▸ Data shown
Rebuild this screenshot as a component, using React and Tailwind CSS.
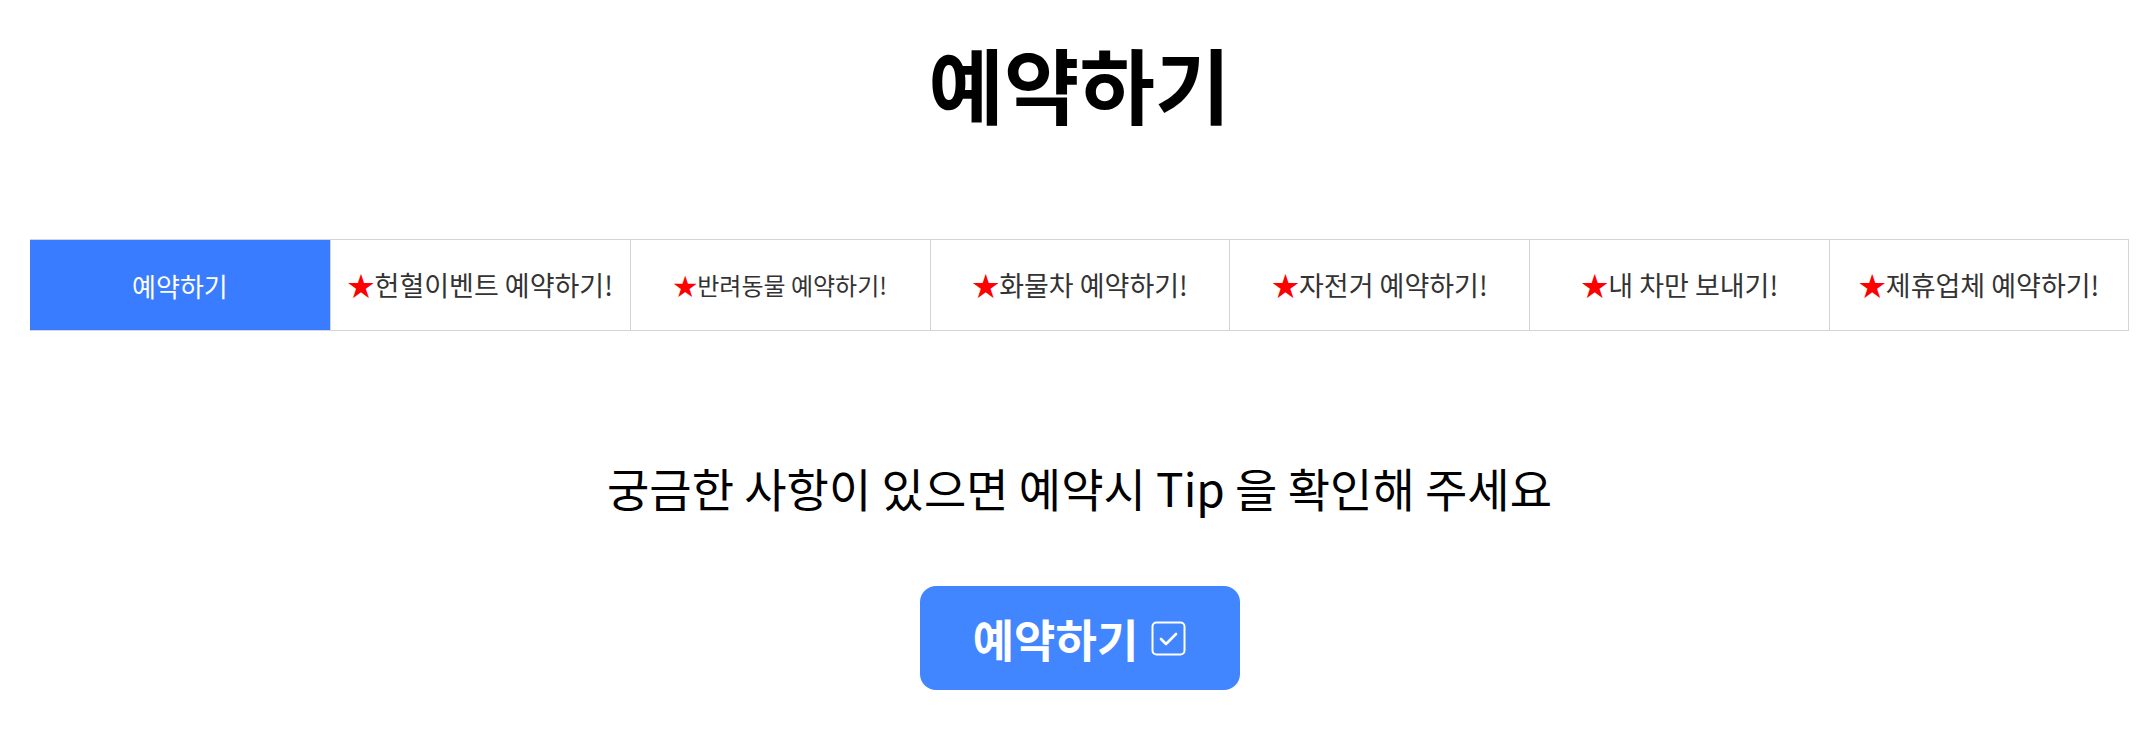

* * *

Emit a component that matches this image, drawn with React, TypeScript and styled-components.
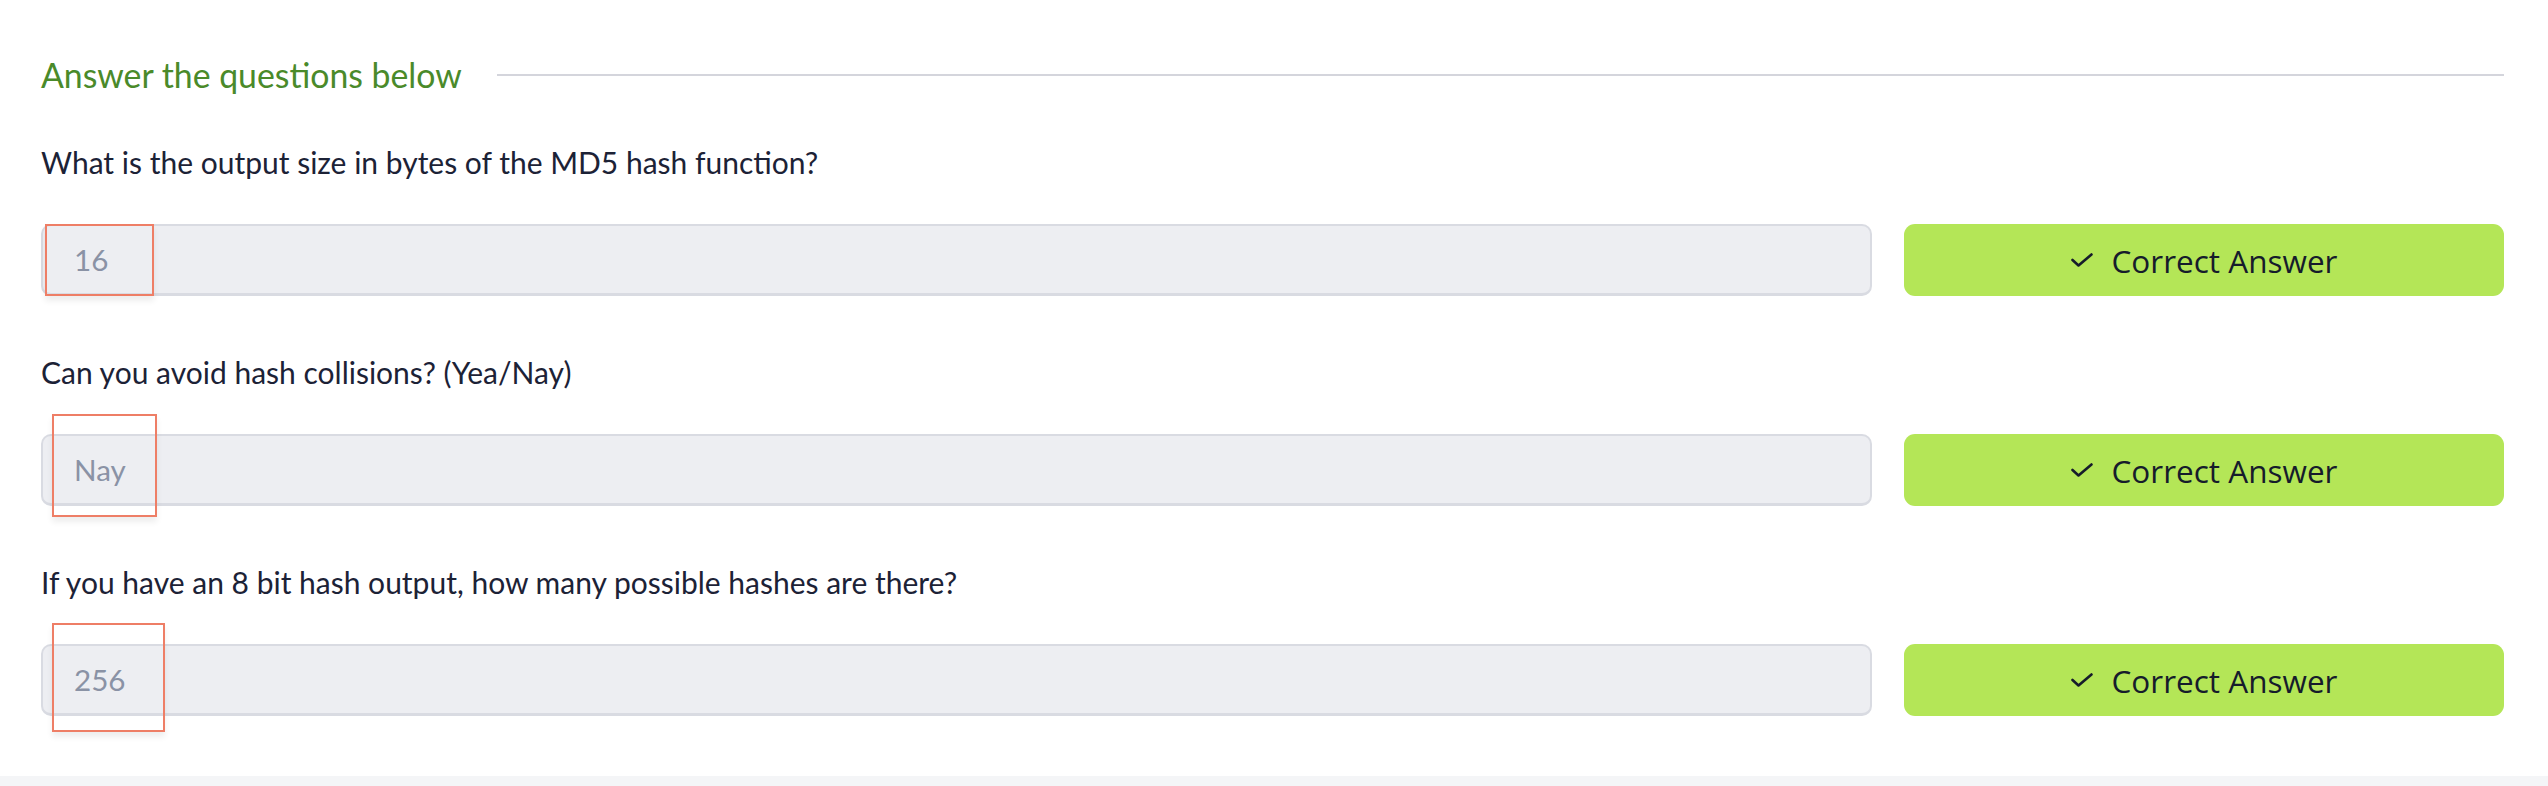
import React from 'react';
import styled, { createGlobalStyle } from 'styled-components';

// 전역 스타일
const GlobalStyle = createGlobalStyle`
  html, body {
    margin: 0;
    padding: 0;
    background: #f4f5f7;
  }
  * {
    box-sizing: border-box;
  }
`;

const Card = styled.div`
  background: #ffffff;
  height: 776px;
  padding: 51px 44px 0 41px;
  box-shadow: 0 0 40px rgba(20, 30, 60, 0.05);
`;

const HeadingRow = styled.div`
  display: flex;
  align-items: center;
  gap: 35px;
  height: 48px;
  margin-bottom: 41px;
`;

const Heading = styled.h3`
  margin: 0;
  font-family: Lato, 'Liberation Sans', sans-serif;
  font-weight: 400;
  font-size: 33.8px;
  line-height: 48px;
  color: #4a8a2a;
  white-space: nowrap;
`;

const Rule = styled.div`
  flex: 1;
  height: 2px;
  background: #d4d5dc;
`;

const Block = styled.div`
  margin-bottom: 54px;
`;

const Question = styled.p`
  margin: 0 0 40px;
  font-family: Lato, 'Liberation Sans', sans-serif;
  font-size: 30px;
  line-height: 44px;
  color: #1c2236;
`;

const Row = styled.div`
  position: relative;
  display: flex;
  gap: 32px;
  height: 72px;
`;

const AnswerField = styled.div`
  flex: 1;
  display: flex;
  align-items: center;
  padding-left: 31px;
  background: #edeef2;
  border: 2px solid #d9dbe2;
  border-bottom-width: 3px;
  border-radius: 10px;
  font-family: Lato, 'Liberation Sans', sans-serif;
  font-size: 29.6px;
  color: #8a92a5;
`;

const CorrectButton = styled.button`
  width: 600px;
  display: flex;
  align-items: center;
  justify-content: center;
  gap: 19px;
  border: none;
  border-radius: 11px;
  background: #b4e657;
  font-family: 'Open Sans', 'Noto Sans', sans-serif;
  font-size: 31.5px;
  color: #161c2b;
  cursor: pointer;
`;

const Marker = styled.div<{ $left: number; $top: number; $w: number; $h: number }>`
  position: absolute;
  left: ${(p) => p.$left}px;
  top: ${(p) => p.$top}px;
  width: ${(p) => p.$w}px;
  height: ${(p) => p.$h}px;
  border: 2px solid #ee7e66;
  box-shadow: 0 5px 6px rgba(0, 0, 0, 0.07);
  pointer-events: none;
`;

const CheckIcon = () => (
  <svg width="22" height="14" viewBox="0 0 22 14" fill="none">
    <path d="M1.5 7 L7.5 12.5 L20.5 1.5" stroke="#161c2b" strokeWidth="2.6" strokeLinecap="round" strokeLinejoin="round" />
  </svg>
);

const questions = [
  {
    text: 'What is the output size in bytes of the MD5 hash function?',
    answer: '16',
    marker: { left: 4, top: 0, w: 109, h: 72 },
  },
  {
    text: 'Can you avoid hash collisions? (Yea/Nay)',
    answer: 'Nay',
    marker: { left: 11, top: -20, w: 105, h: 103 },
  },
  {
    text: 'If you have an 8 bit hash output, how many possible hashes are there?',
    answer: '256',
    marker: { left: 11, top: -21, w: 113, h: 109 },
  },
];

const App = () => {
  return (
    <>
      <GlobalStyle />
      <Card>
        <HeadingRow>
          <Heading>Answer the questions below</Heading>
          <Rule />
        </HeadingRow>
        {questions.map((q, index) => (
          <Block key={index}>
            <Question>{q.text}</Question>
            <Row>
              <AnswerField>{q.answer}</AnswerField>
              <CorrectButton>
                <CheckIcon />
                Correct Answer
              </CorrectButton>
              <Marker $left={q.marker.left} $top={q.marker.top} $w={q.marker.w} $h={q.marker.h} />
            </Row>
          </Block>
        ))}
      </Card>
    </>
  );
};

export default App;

▸ Prompt
Using the records above, select and copy every line that has the word "styled".

▸ Finished answer
Emit a component that matches this image, drawn with React, TypeScript and styled-components.
import styled, { createGlobalStyle } from 'styled-components';
const Card = styled.div`
const HeadingRow = styled.div`
const Heading = styled.h3`
const Rule = styled.div`
const Block = styled.div`
const Question = styled.p`
const Row = styled.div`
const AnswerField = styled.div`
const CorrectButton = styled.button`
const Marker = styled.div<{ $left: number; $top: number; $w: number; $h: number }>`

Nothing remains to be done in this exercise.